Keywords: Java string concatenation | concat method | plus operator | performance optimization | bytecode analysis
Abstract: This article provides an in-depth examination of two primary string concatenation approaches in Java: the concat() method and the '+' operator. Through bytecode analysis and performance testing, it reveals their fundamental differences in semantics, type conversion mechanisms, memory allocation strategies, and performance characteristics. The paper details the implementation principles of the '+' operator using StringBuilder underneath, compares the efficiency features of the concat() method's direct character array manipulation, and offers performance optimization recommendations based on practical application scenarios.
Semantic Differences and Type Conversion Mechanisms
In Java string processing, significant semantic differences exist between the concat() method and the '+' operator.

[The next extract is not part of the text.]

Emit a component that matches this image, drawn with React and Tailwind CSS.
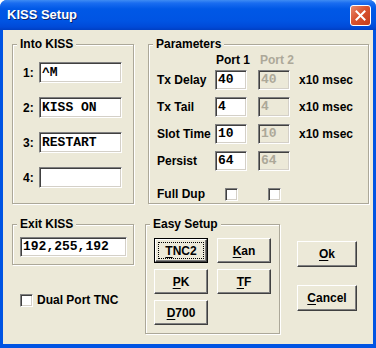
import React from 'react';

const ui = { fontFamily: '"Liberation Sans", Arial, sans-serif' };
const mono = { fontFamily: '"Liberation Mono", "Courier New", monospace' };

const sunken =
    'border border-t-[#808080] border-l-[#808080] border-b-white border-r-white shadow-[inset_1px_1px_0_#404040,inset_-1px_-1px_0_#d4d0c8]';

function Group({ label, className, children }) {
    return (
        <div className={`flex flex-col border border-[#aca899] shadow-[inset_1px_1px_0_#fff,1px_1px_0_#fff] ${className}`}>
            <span className="-mt-[8px] ml-[4px] w-fit bg-[#ece9d8] px-[3px] text-[12px] font-bold leading-[14px] text-black">
                {label}
            </span>
            {children}
        </div>
    );
}

function TextBox({ value, className = '', disabled }) {
    return (
        <div
            className={`flex items-center pl-[2px] text-[13px] font-bold ${sunken} ${disabled ? 'bg-[#ece9d8] text-[#aca899]' : 'bg-white text-black'} ${className}`}
            style={mono}
        >
            {value}
        </div>
    );
}

function CheckBox() {
    return <div className={`h-[13px] w-[13px] bg-white ${sunken}`} />;
}

function Button({ letter, rest, className = '', isDefault }) {
    return (
        <div className={`flex bg-[#ece9d8] ${isDefault ? 'border border-black' : ''} ${className}`}>
            <div className="flex flex-1 p-[2px] border border-t-white border-l-white border-b-[#404040] border-r-[#404040] shadow-[inset_-1px_-1px_0_#808080]">
                <div
                    className={`flex flex-1 items-center justify-center text-[12px] font-bold leading-[14px] ${isDefault ? 'border border-dotted border-black' : ''}`}
                >
                    <span>
                        <span className="underline underline-offset-[2px]">{letter}</span>
                        {rest}
                    </span>
                </div>
            </div>
        </div>
    );
}

const params = [
    { label: 'Tx Delay', v: '40', unit: true },
    { label: 'Tx Tail', v: '4', unit: true },
    { label: 'Slot Time', v: '10', unit: true },
    { label: 'Persist', v: '64', unit: false },
];

export default function App() {
    return (
        <div className="h-[348px] w-[376px] bg-white" style={ui}>
            <div className="flex h-full flex-col rounded-t-[7px] bg-[#0054e3]">
                {/* title bar */}
                <div className="flex h-[30px] items-center justify-between rounded-t-[7px] bg-[linear-gradient(to_bottom,#3f8cf3_0%,#1a6df0_10%,#0058e6_30%,#0054e3_70%,#004ad8_90%,#003fc3_100%)] pl-[7px] pr-[5px]">
                    <span className="text-[13px] font-bold text-white [text-shadow:1px_1px_0_#0a246a]">KISS Setup</span>
                    <div className="flex h-[21px] w-[21px] items-center justify-center rounded-[3px] border border-white bg-[linear-gradient(135deg,#e88a6e_0%,#d9532f_45%,#c43c1a_100%)]">
                        <svg width="11" height="11" viewBox="0 0 11 11">
                            <path d="M1.5 1.5 L9.5 9.5 M9.5 1.5 L1.5 9.5" stroke="white" strokeWidth="2" strokeLinecap="square" />
                        </svg>
                    </div>
                </div>

                {/* client area */}
                <div className="mx-[3px] mb-[4px] flex flex-1 flex-col bg-[#ece9d8] pl-[9px] pt-[14px] text-black">
                    <div className="flex gap-[14px]">
                        <Group label="Into KISS" className="h-[160px] w-[122px]">
                            <div className="mt-[11px] flex flex-col gap-[14px] pl-[10px]">
                                {['^M', 'KISS ON', 'RESTART', ''].map((v, i) => (
                                    <div key={i} className="flex items-center">
                                        <span className="w-[16px] text-[12px] font-bold">{i + 1}:</span>
                                        <TextBox value={v} className="h-[21px] w-[83px]" />
                                    </div>
                                ))}
                            </div>
                        </Group>

                        <Group label="Parameters" className="h-[160px] w-[221px]">
                            <div className="mt-[2px] flex pl-[67px] text-[12px] font-bold leading-[14px]">
                                <span className="w-[44px]">Port 1</span>
                                <span className="text-[#aca899]">Port 2</span>
                            </div>
                            <div className="mt-[3px] flex flex-col gap-[7px] pl-[8px]">
                                {params.map((p) => (
                                    <div key={p.label} className="flex h-[20px] items-center">
                                        <span className="w-[58px] text-[12px] font-bold">{p.label}</span>
                                        <TextBox value={p.v} className="h-[20px] w-[32px]" />
                                        <TextBox value={p.v} disabled className="ml-[11px] h-[20px] w-[32px]" />
                                        {p.unit && <span className="ml-[9px] text-[12px] font-bold">x10 msec</span>}
                                    </div>
                                ))}
                                <div className="mt-[7px] flex items-center">
                                    <span className="w-[68px] text-[12px] font-bold">Full Dup</span>
                                    <CheckBox />
                                    <div className="ml-[30px]">
                                        <CheckBox />
                                    </div>
                                </div>
                            </div>
                        </Group>
                    </div>

                    <div className="mt-[20px] flex">
                        <div className="flex w-[122px] flex-col">
                            <Group label="Exit KISS" className="h-[41px] w-[122px]">
                                <div className="mt-[6px] pl-[7px]">
                                    <TextBox value="192,255,192" className="h-[20px] w-[107px]" />
                                </div>
                            </Group>
                            <div className="mt-[26px] flex items-center gap-[4px] pl-[8px]">
                                <CheckBox />
                                <span className="text-[12px] font-bold">Dual Port TNC</span>
                            </div>
                        </div>

                        <Group label="Easy Setup" className="ml-[11px] h-[110px] w-[135px]">
                            <div className="mt-[7px] grid grid-cols-[54px_54px] gap-x-[9px] gap-y-[6px] pl-[8px]">
                                <Button letter="T" rest="NC2" isDefault className="h-[25px]" />
                                <Button letter="K" rest="an" className="h-[25px]" />
                                <Button letter="P" rest="K" className="h-[25px]" />
                                <Button letter="T" rest="F" className="h-[25px]" />
                                <Button letter="D" rest="700" className="h-[25px]" />
                            </div>
                        </Group>

                        <div className="ml-[17px] mt-[17px] flex flex-col gap-[18px]">
                            <Button letter="O" rest="k" className="h-[26px] w-[60px]" />
                            <Button letter="C" rest="ancel" className="h-[26px] w-[60px]" />
                        </div>
                    </div>
                </div>
            </div>
        </div>
    );
}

When the source string is null, the concat() method throws a NullPointerException, while the '+' operator treats the null value as the string "null". This distinction stems from their different exception handling strategies.
Type conversion mechanisms represent another crucial differentiator. The concat() method strictly requires parameters to be of String type, with any non-String parameters causing compilation errors. In contrast, the '+' operator possesses implicit type conversion capabilities, automatically invoking the toString() method of objects to convert any type to a string. This design makes the '+' operator more flexible in usage but may lead to unexpected type conversion behaviors.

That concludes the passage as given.